# Start of Data to process

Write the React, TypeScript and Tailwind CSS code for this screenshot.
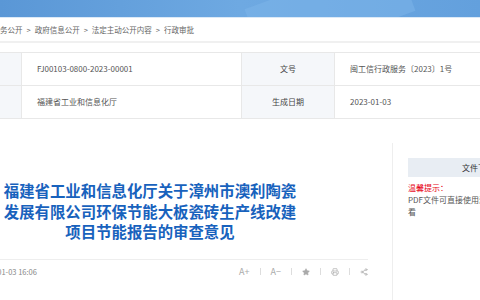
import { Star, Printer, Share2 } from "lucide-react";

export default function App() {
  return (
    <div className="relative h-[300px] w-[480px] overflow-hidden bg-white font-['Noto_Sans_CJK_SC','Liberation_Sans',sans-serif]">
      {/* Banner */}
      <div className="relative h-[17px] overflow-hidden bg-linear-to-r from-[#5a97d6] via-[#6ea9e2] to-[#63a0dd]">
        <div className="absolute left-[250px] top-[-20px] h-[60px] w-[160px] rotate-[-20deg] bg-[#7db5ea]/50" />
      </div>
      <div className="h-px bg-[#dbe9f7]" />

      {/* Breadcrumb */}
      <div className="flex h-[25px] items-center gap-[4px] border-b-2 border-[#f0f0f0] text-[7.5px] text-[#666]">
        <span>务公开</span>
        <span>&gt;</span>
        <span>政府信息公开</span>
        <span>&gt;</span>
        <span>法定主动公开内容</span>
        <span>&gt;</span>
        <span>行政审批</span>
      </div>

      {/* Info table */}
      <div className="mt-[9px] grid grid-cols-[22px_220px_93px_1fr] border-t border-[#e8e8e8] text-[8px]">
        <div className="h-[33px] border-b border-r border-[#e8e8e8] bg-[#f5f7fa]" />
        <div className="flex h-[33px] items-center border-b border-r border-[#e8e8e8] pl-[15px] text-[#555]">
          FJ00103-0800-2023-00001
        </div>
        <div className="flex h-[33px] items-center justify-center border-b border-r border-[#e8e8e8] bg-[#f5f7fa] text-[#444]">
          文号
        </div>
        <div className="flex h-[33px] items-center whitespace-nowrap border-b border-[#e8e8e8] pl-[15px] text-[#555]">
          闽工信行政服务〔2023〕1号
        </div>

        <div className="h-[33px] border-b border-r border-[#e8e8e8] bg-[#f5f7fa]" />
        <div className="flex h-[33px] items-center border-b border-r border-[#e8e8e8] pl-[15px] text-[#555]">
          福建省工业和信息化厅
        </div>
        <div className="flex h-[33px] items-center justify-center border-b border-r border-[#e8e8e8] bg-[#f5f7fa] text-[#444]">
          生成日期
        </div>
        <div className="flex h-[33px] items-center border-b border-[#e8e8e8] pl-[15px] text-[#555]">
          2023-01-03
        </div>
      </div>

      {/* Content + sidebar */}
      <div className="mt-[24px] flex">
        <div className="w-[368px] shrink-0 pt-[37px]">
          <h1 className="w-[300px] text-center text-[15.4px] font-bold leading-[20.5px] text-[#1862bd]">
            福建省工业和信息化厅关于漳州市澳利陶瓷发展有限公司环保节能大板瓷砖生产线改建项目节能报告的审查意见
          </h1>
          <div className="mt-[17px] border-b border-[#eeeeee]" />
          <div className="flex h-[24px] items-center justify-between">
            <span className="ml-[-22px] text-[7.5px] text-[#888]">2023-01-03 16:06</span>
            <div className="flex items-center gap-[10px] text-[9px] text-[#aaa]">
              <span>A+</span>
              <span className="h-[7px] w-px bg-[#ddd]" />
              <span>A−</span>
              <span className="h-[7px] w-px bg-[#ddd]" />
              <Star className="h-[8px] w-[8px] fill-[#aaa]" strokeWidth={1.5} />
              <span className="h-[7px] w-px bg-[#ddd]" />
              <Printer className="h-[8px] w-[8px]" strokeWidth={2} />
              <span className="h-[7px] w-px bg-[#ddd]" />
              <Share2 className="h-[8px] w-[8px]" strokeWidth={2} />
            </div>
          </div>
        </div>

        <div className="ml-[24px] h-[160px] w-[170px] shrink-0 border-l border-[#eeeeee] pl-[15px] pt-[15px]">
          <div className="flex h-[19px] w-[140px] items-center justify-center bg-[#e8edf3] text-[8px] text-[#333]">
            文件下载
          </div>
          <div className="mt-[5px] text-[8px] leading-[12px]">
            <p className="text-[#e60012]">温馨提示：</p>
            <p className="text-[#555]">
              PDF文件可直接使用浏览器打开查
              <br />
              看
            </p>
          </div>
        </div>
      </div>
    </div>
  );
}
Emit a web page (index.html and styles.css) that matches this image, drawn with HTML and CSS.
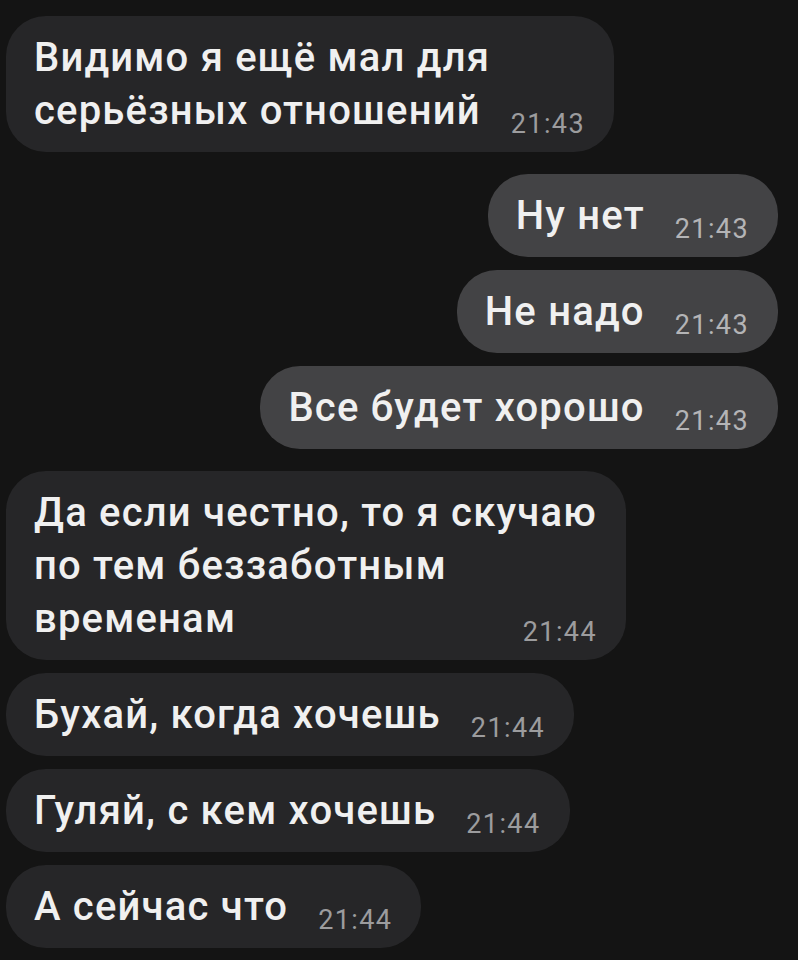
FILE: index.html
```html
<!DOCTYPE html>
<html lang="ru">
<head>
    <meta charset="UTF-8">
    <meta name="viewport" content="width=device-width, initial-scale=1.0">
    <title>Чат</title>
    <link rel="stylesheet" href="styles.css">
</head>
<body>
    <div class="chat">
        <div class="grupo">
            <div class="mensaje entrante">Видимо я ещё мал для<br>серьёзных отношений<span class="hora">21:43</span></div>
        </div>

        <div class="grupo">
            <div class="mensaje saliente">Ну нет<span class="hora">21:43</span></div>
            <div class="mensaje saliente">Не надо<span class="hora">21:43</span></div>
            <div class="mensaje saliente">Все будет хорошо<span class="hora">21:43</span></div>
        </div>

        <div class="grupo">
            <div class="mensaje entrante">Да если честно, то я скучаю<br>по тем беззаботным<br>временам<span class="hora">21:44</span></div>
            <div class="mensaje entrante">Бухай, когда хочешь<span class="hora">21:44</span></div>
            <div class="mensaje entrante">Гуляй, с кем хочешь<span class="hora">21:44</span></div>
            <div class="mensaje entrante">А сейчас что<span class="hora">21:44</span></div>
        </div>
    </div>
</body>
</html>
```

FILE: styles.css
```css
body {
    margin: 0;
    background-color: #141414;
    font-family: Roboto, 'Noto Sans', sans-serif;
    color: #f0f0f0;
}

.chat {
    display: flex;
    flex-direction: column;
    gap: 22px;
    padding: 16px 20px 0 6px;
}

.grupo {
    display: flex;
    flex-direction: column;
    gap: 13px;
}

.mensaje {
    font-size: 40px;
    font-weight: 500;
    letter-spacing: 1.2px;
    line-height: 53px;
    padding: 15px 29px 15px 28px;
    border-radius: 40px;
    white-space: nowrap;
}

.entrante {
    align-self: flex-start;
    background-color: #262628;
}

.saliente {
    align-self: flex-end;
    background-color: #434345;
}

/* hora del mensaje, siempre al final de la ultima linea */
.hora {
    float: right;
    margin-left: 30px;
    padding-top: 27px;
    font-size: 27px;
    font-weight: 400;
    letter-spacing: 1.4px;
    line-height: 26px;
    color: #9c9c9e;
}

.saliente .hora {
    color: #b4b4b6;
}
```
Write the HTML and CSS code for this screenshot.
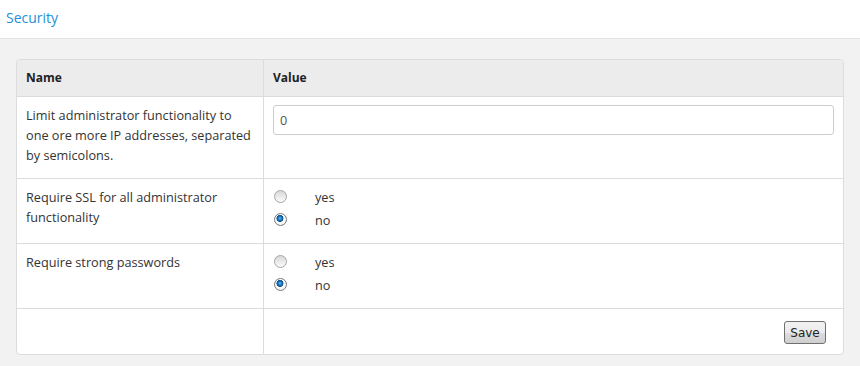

# End of Data to process

What is required:
Reply with one number: the count of lines in the entries that include the word "screenshot".

Worked solution:
2